[Begin]

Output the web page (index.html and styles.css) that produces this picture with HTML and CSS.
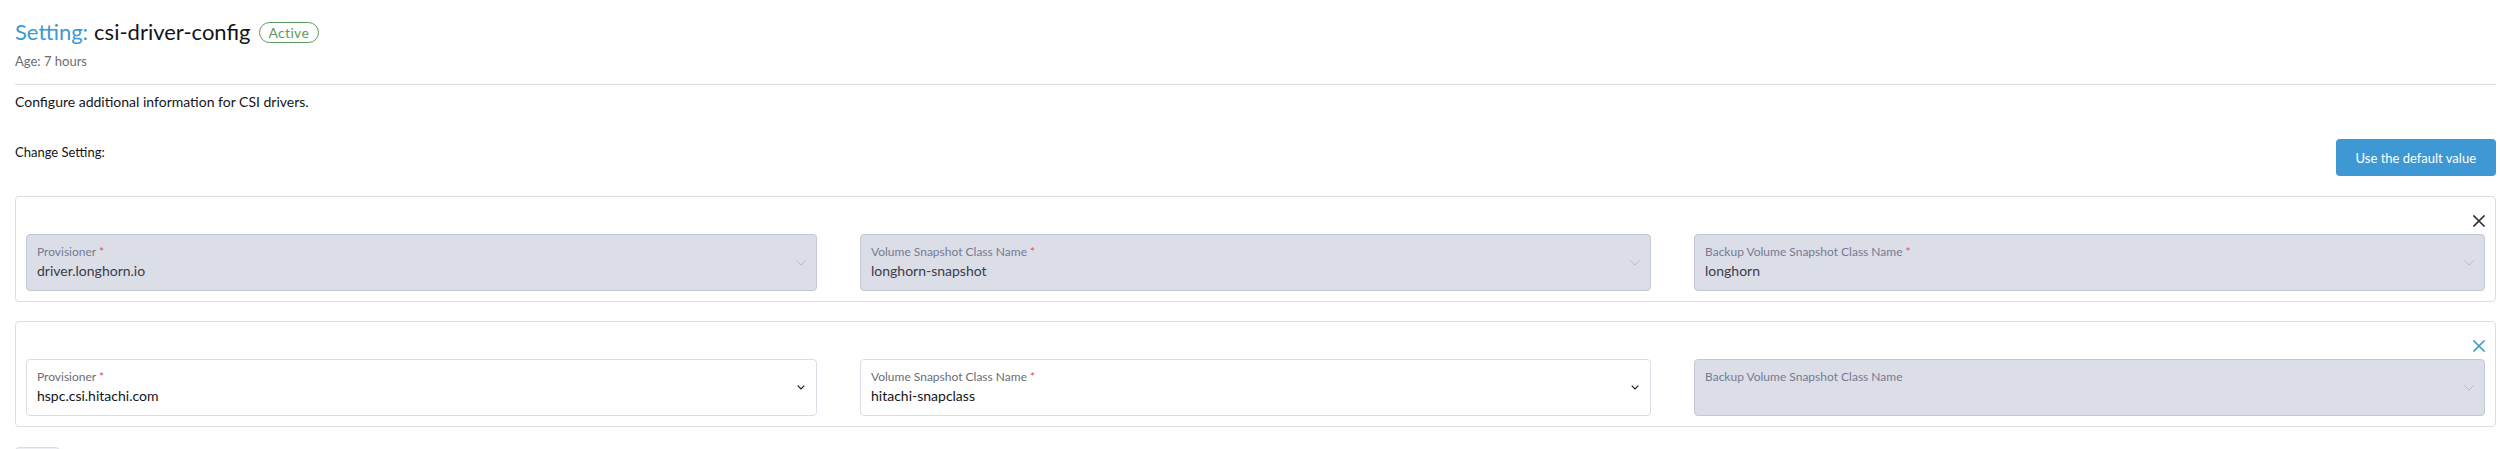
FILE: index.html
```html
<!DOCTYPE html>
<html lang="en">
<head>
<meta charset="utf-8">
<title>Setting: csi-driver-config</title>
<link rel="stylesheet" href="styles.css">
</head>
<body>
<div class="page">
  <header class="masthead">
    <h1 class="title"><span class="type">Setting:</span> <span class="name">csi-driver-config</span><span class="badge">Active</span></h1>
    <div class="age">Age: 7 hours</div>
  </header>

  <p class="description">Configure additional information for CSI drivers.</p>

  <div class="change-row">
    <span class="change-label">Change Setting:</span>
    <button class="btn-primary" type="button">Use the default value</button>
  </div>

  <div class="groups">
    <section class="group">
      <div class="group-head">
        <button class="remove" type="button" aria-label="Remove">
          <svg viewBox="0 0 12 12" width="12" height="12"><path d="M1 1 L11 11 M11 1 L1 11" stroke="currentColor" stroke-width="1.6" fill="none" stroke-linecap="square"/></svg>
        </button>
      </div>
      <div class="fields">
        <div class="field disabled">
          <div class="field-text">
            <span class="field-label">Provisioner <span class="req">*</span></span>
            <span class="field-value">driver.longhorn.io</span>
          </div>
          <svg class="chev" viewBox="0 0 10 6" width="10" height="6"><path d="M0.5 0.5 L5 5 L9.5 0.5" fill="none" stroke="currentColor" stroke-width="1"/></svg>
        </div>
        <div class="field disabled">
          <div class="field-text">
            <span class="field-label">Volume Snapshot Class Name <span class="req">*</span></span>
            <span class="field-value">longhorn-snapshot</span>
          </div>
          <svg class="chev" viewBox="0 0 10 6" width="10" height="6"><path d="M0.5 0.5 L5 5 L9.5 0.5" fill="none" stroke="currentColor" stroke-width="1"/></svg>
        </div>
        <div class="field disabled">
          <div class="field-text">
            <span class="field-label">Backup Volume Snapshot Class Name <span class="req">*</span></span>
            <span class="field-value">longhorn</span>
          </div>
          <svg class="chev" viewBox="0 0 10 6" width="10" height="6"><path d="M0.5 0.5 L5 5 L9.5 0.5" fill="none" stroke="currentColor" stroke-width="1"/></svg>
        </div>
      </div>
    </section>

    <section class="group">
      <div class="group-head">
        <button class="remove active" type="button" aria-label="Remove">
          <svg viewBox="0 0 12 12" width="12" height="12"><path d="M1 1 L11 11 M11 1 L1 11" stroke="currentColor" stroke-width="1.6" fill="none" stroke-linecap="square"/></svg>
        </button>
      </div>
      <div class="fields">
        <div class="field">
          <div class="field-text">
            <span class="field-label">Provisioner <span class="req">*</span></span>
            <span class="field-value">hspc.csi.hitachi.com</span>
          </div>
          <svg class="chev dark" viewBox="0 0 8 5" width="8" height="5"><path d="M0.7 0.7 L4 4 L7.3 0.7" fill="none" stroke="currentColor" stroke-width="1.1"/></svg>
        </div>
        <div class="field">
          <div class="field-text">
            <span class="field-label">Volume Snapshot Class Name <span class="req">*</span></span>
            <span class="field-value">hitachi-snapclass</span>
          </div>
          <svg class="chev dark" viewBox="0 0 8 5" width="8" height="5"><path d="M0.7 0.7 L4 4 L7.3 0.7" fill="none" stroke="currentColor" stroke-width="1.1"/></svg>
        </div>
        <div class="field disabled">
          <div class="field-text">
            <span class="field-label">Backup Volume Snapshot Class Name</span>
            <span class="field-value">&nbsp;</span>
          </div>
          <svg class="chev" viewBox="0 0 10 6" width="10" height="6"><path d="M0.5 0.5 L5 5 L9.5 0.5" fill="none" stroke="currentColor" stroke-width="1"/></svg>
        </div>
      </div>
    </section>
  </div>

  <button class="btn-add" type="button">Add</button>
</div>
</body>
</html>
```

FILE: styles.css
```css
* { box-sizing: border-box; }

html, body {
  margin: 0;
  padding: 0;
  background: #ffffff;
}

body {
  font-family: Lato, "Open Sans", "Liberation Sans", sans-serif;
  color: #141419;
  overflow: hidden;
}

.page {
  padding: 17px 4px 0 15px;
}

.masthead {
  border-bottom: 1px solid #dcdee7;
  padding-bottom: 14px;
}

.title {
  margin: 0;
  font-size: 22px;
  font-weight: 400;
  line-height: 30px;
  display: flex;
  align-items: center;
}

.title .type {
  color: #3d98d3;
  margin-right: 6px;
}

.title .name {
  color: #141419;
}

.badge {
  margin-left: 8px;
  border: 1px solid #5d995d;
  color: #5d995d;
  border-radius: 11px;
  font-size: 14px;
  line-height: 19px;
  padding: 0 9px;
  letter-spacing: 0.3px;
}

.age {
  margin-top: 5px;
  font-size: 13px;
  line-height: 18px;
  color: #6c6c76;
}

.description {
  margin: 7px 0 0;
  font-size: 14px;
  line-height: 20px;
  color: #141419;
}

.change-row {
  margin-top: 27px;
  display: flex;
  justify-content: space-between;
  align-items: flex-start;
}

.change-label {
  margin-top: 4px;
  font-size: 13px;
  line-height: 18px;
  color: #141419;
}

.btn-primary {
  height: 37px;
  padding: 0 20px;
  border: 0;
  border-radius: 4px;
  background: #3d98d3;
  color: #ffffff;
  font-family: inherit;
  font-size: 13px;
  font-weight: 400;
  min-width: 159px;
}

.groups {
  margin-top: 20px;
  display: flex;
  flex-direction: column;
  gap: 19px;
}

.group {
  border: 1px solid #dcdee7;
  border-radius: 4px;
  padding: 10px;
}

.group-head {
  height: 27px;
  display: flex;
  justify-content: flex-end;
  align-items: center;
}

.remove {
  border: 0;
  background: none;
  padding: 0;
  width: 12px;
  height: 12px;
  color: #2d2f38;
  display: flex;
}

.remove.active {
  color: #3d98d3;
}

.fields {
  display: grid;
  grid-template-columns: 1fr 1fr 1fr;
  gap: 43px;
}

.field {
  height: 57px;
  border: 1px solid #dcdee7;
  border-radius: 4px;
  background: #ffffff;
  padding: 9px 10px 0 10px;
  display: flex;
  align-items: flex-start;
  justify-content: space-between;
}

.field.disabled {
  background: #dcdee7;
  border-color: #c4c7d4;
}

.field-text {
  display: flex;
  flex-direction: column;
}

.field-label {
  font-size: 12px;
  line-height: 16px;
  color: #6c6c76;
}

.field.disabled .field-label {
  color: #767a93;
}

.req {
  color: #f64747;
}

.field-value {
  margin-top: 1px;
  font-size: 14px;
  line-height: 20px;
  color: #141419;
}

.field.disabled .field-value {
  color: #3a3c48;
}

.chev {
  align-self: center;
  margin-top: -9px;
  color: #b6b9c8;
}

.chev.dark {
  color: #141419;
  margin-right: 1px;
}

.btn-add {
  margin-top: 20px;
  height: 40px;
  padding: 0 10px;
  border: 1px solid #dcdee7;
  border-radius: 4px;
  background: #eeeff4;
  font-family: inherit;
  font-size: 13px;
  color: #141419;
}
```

[End]

What to produce |
Repeat the data in full and exactly. Omit pictures.

Finished task |
Output the web page (index.html and styles.css) that produces this picture with HTML and CSS.
FILE: index.html
```html
<!DOCTYPE html>
<html lang="en">
<head>
<meta charset="utf-8">
<title>Setting: csi-driver-config</title>
<link rel="stylesheet" href="styles.css">
</head>
<body>
<div class="page">
  <header class="masthead">
    <h1 class="title"><span class="type">Setting:</span> <span class="name">csi-driver-config</span><span class="badge">Active</span></h1>
    <div class="age">Age: 7 hours</div>
  </header>

  <p class="description">Configure additional information for CSI drivers.</p>

  <div class="change-row">
    <span class="change-label">Change Setting:</span>
    <button class="btn-primary" type="button">Use the default value</button>
  </div>

  <div class="groups">
    <section class="group">
      <div class="group-head">
        <button class="remove" type="button" aria-label="Remove">
          <svg viewBox="0 0 12 12" width="12" height="12"><path d="M1 1 L11 11 M11 1 L1 11" stroke="currentColor" stroke-width="1.6" fill="none" stroke-linecap="square"/></svg>
        </button>
      </div>
      <div class="fields">
        <div class="field disabled">
          <div class="field-text">
            <span class="field-label">Provisioner <span class="req">*</span></span>
            <span class="field-value">driver.longhorn.io</span>
          </div>
          <svg class="chev" viewBox="0 0 10 6" width="10" height="6"><path d="M0.5 0.5 L5 5 L9.5 0.5" fill="none" stroke="currentColor" stroke-width="1"/></svg>
        </div>
        <div class="field disabled">
          <div class="field-text">
            <span class="field-label">Volume Snapshot Class Name <span class="req">*</span></span>
            <span class="field-value">longhorn-snapshot</span>
          </div>
          <svg class="chev" viewBox="0 0 10 6" width="10" height="6"><path d="M0.5 0.5 L5 5 L9.5 0.5" fill="none" stroke="currentColor" stroke-width="1"/></svg>
        </div>
        <div class="field disabled">
          <div class="field-text">
            <span class="field-label">Backup Volume Snapshot Class Name <span class="req">*</span></span>
            <span class="field-value">longhorn</span>
          </div>
          <svg class="chev" viewBox="0 0 10 6" width="10" height="6"><path d="M0.5 0.5 L5 5 L9.5 0.5" fill="none" stroke="currentColor" stroke-width="1"/></svg>
        </div>
      </div>
    </section>

    <section class="group">
      <div class="group-head">
        <button class="remove active" type="button" aria-label="Remove">
          <svg viewBox="0 0 12 12" width="12" height="12"><path d="M1 1 L11 11 M11 1 L1 11" stroke="currentColor" stroke-width="1.6" fill="none" stroke-linecap="square"/></svg>
        </button>
      </div>
      <div class="fields">
        <div class="field">
          <div class="field-text">
            <span class="field-label">Provisioner <span class="req">*</span></span>
            <span class="field-value">hspc.csi.hitachi.com</span>
          </div>
          <svg class="chev dark" viewBox="0 0 8 5" width="8" height="5"><path d="M0.7 0.7 L4 4 L7.3 0.7" fill="none" stroke="currentColor" stroke-width="1.1"/></svg>
        </div>
        <div class="field">
          <div class="field-text">
            <span class="field-label">Volume Snapshot Class Name <span class="req">*</span></span>
            <span class="field-value">hitachi-snapclass</span>
          </div>
          <svg class="chev dark" viewBox="0 0 8 5" width="8" height="5"><path d="M0.7 0.7 L4 4 L7.3 0.7" fill="none" stroke="currentColor" stroke-width="1.1"/></svg>
        </div>
        <div class="field disabled">
          <div class="field-text">
            <span class="field-label">Backup Volume Snapshot Class Name</span>
            <span class="field-value">&nbsp;</span>
          </div>
          <svg class="chev" viewBox="0 0 10 6" width="10" height="6"><path d="M0.5 0.5 L5 5 L9.5 0.5" fill="none" stroke="currentColor" stroke-width="1"/></svg>
        </div>
      </div>
    </section>
  </div>

  <button class="btn-add" type="button">Add</button>
</div>
</body>
</html>
```

FILE: styles.css
```css
* { box-sizing: border-box; }

html, body {
  margin: 0;
  padding: 0;
  background: #ffffff;
}

body {
  font-family: Lato, "Open Sans", "Liberation Sans", sans-serif;
  color: #141419;
  overflow: hidden;
}

.page {
  padding: 17px 4px 0 15px;
}

.masthead {
  border-bottom: 1px solid #dcdee7;
  padding-bottom: 14px;
}

.title {
  margin: 0;
  font-size: 22px;
  font-weight: 400;
  line-height: 30px;
  display: flex;
  align-items: center;
}

.title .type {
  color: #3d98d3;
  margin-right: 6px;
}

.title .name {
  color: #141419;
}

.badge {
  margin-left: 8px;
  border: 1px solid #5d995d;
  color: #5d995d;
  border-radius: 11px;
  font-size: 14px;
  line-height: 19px;
  padding: 0 9px;
  letter-spacing: 0.3px;
}

.age {
  margin-top: 5px;
  font-size: 13px;
  line-height: 18px;
  color: #6c6c76;
}

.description {
  margin: 7px 0 0;
  font-size: 14px;
  line-height: 20px;
  color: #141419;
}

.change-row {
  margin-top: 27px;
  display: flex;
  justify-content: space-between;
  align-items: flex-start;
}

.change-label {
  margin-top: 4px;
  font-size: 13px;
  line-height: 18px;
  color: #141419;
}

.btn-primary {
  height: 37px;
  padding: 0 20px;
  border: 0;
  border-radius: 4px;
  background: #3d98d3;
  color: #ffffff;
  font-family: inherit;
  font-size: 13px;
  font-weight: 400;
  min-width: 159px;
}

.groups {
  margin-top: 20px;
  display: flex;
  flex-direction: column;
  gap: 19px;
}

.group {
  border: 1px solid #dcdee7;
  border-radius: 4px;
  padding: 10px;
}

.group-head {
  height: 27px;
  display: flex;
  justify-content: flex-end;
  align-items: center;
}

.remove {
  border: 0;
  background: none;
  padding: 0;
  width: 12px;
  height: 12px;
  color: #2d2f38;
  display: flex;
}

.remove.active {
  color: #3d98d3;
}

.fields {
  display: grid;
  grid-template-columns: 1fr 1fr 1fr;
  gap: 43px;
}

.field {
  height: 57px;
  border: 1px solid #dcdee7;
  border-radius: 4px;
  background: #ffffff;
  padding: 9px 10px 0 10px;
  display: flex;
  align-items: flex-start;
  justify-content: space-between;
}

.field.disabled {
  background: #dcdee7;
  border-color: #c4c7d4;
}

.field-text {
  display: flex;
  flex-direction: column;
}

.field-label {
  font-size: 12px;
  line-height: 16px;
  color: #6c6c76;
}

.field.disabled .field-label {
  color: #767a93;
}

.req {
  color: #f64747;
}

.field-value {
  margin-top: 1px;
  font-size: 14px;
  line-height: 20px;
  color: #141419;
}

.field.disabled .field-value {
  color: #3a3c48;
}

.chev {
  align-self: center;
  margin-top: -9px;
  color: #b6b9c8;
}

.chev.dark {
  color: #141419;
  margin-right: 1px;
}

.btn-add {
  margin-top: 20px;
  height: 40px;
  padding: 0 10px;
  border: 1px solid #dcdee7;
  border-radius: 4px;
  background: #eeeff4;
  font-family: inherit;
  font-size: 13px;
  color: #141419;
}
```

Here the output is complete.